> _Source material_:
● ● ●

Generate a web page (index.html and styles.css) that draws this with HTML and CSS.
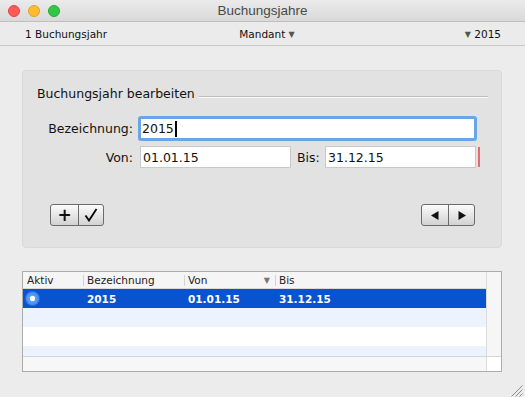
FILE: index.html
```html
<!DOCTYPE html>
<html lang="de">
<head>
<meta charset="utf-8">
<title>Buchungsjahre</title>
<link rel="stylesheet" href="styles.css">
</head>
<body>
<div class="window">
  <div class="titlebar">
    <div class="lights">
      <span class="light red"></span>
      <span class="light yellow"></span>
      <span class="light green"></span>
    </div>
    <div class="title">Buchungsjahre</div>
    <div></div>
  </div>
  <div class="toolbar">
    <span class="tb-left">1 Buchungsjahr</span>
    <span class="tb-center">Mandant <span class="tri">&#9660;</span></span>
    <span class="tb-right"><span class="tri">&#9660;</span> 2015</span>
  </div>

  <section class="group">
    <div class="legend"><span class="legend-text">Buchungsjahr bearbeiten</span><span class="rule"></span></div>
    <div class="row row1">
      <label class="lbl">Bezeichnung:</label>
      <div class="field focus">2015<span class="caret"></span></div>
    </div>
    <div class="row row2">
      <label class="lbl">Von:</label>
      <div class="field date">01.01.15</div>
      <label class="lbl-bis">Bis:</label>
      <div class="field date">31.12.15</div>
      <span class="err"></span>
    </div>
    <div class="buttons">
      <div class="seg">
        <span class="segbtn plus">+</span>
        <span class="segbtn check"><svg width="14" height="14" viewBox="0 0 14 14"><path d="M1.5 7.5 L5 12.5 L12.5 1" fill="none" stroke="#000" stroke-width="1.8" stroke-linejoin="miter"/></svg></span>
      </div>
      <div class="seg">
        <span class="segbtn arrow"><svg width="8" height="9" viewBox="0 0 8 9"><path d="M7.5 0 L7.5 9 L0 4.5 Z" fill="#111"/></svg></span>
        <span class="segbtn arrow"><svg width="8" height="9" viewBox="0 0 8 9"><path d="M0.5 0 L0.5 9 L8 4.5 Z" fill="#111"/></svg></span>
      </div>
    </div>
  </section>

  <div class="table">
    <div class="tbody">
      <div class="trow head">
        <span class="cell c1">Aktiv</span>
        <span class="cell c2 sep">Bezeichnung</span>
        <span class="cell c3 sep">Von<span class="sort">&#9660;</span></span>
        <span class="cell c4 sep">Bis</span>
      </div>
      <div class="trow sel">
        <span class="cell c1"><span class="radio"></span></span>
        <span class="cell c2">2015</span>
        <span class="cell c3">01.01.15</span>
        <span class="cell c4">31.12.15</span>
      </div>
      <div class="trow alt"></div>
      <div class="trow"></div>
      <div class="trow alt short"></div>
    </div>
    <div class="vscroll"></div>
    <div class="hscroll"></div>
    <div class="corner"></div>
  </div>

  <div class="grip"><svg width="13" height="13" viewBox="0 0 13 13"><path d="M12.5 1.5 L1.5 12.5 M12.5 5.5 L5.5 12.5 M12.5 9.5 L9.5 12.5" stroke="#8a8a8a" stroke-width="1"/></svg></div>
</div>
</body>
</html>
```

FILE: styles.css
```css
* { box-sizing: border-box; }
html, body { margin: 0; padding: 0; }
body {
  width: 525px;
  height: 397px;
  background: #ececec;
  font-family: "DejaVu Sans", Verdana, sans-serif;
  color: #111;
  overflow: hidden;
}
.window {
  width: 525px;
  height: 397px;
  display: flex;
  flex-direction: column;
  background: #ececec;
}
.titlebar {
  height: 22px;
  display: grid;
  grid-template-columns: 1fr auto 1fr;
  align-items: center;
  background: linear-gradient(#ebebeb, #d9d9d9);
  border-bottom: 1px solid #bfbfbf;
}
.lights { display: flex; gap: 8px; padding-left: 8px; }
.light { width: 12px; height: 12px; border-radius: 50%; }
.red { background: #fc5b57; border: 1px solid #e2463f; }
.yellow { background: #fdbc2e; border: 1px solid #e0a029; }
.green { background: #33c748; border: 1px solid #27aa35; }
.title {
  font-family: "Liberation Sans", Arial, sans-serif;
  font-size: 13.5px;
  color: #4a4a4a;
}
.toolbar {
  height: 24px;
  display: grid;
  grid-template-columns: 1fr auto 1fr;
  align-items: center;
  padding: 0 24px 0 25px;
  border-bottom: 1px solid #c9c9c9;
  font-size: 10.5px;
  color: #111;
  background: #ebebeb;
}
.tb-center { padding-left: 8px; }
.tb-right { justify-self: end; }
.tri { font-size: 8px; color: #555; vertical-align: 1px; }

.group {
  margin: 24px 23px 0 22px;
  height: 178px;
  background: #e2e2e2;
  border: 1px solid #d9d9d9;
  border-radius: 4px;
  padding: 15px 13px 0 0;
  display: flex;
  flex-direction: column;
}
.legend { display: flex; align-items: flex-start; margin-left: 14px; height: 16px; }
.legend-text { font-size: 12.5px; line-height: 16px; white-space: nowrap; }
.rule { flex: 1; margin: 10px 0 0 4px; border-top: 1px solid #bdbdbd; border-bottom: 1px solid #fafafa; }

.row { display: flex; align-items: center; }
.lbl { width: 110px; text-align: right; font-size: 12.5px; }
.row1 { margin-top: 14px; height: 25px; }
.row1 .field { margin-left: 5px; width: 339px; }
.field {
  background: #fff;
  font-size: 12.5px;
  display: flex;
  align-items: center;
}
.focus {
  height: 25px;
  border: 3px solid #6aa4ea;
  border-radius: 3px;
  padding-left: 1px;
}
.caret { width: 2px; height: 16px; background: #000; margin-left: 1px; }
.row2 { margin-top: 5px; height: 22px; }
.date {
  height: 22px;
  width: 151px;
  border: 1px solid #c9c9c9;
  padding-left: 2px;
}
.row2 .lbl + .date { margin-left: 7px; }
.lbl-bis { font-size: 12.5px; margin-left: 6px; width: 28px; }
.err { width: 2px; height: 20px; background: #e86b6b; margin-left: 2px; }

.buttons {
  margin: 36px 13px 0 27px;
  display: flex;
  justify-content: space-between;
}
.seg {
  display: flex;
  height: 22px;
  border: 1px solid #6b6b6b;
  border-radius: 3px;
  background: linear-gradient(#fbfbfb, #d2d2d2);
  overflow: hidden;
}
.segbtn { display: flex; align-items: center; justify-content: center; height: 20px; }
.segbtn + .segbtn { border-left: 1px solid #6b6b6b; }
.plus { width: 27px; font-size: 17px; font-weight: bold; line-height: 20px; }
.check { width: 25px; }
.arrow { width: 26px; }

.table {
  margin: 23px 23px 0 22px;
  height: 101px;
  border: 1px solid #acacac;
  display: grid;
  grid-template-columns: 1fr 15px;
  grid-template-rows: 1fr 15px;
  background: #fff;
}
.tbody { overflow: hidden; }
.vscroll { background: #f6f6f6; border-left: 1px solid #dcdcdc; }
.hscroll { background: #f7f7f7; border-top: 1px solid #d6d6d6; }
.corner { background: #fff; border-top: 1px solid #d6d6d6; border-left: 1px solid #dcdcdc; }
.trow { display: flex; height: 19px; align-items: center; font-size: 10.5px; }
.trow.head { height: 17px; background: #f5f5f5; border-bottom: 1px solid #d8d8d8; color: #222; }
.trow.alt { background: #edf3fe; }
.trow.short { height: 11px; }
.trow.sel { background: #0a53cf; color: #fff; font-weight: bold; }
.cell { height: 100%; display: flex; align-items: center; position: relative; padding-left: 4px; white-space: nowrap; }
.c1 { width: 60px; }
.c2 { width: 101px; }
.c3 { width: 91px; }
.c4 { flex: 1; }
.sep::before {
  content: "";
  position: absolute;
  left: 0; top: 3px; bottom: 2px;
  border-left: 1px solid #d2d2d2;
}
.sort { position: absolute; right: 5px; font-size: 8px; color: #777; }
.radio {
  width: 15px; height: 15px; border-radius: 50%;
  background: radial-gradient(circle, #fff 0 2.5px, #5aa0f6 3px, #3f86ef 7.5px);
  border: 1px solid #2f6fd6;
  margin-left: -2px;
}
.grip { align-self: flex-end; margin: auto 2px 2px 0; height: 13px; }
```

● ● ●

> _What this task involves_: Figure out how many lines above include the string "index", then report that number and nothing else.

> _Exercise output_: 2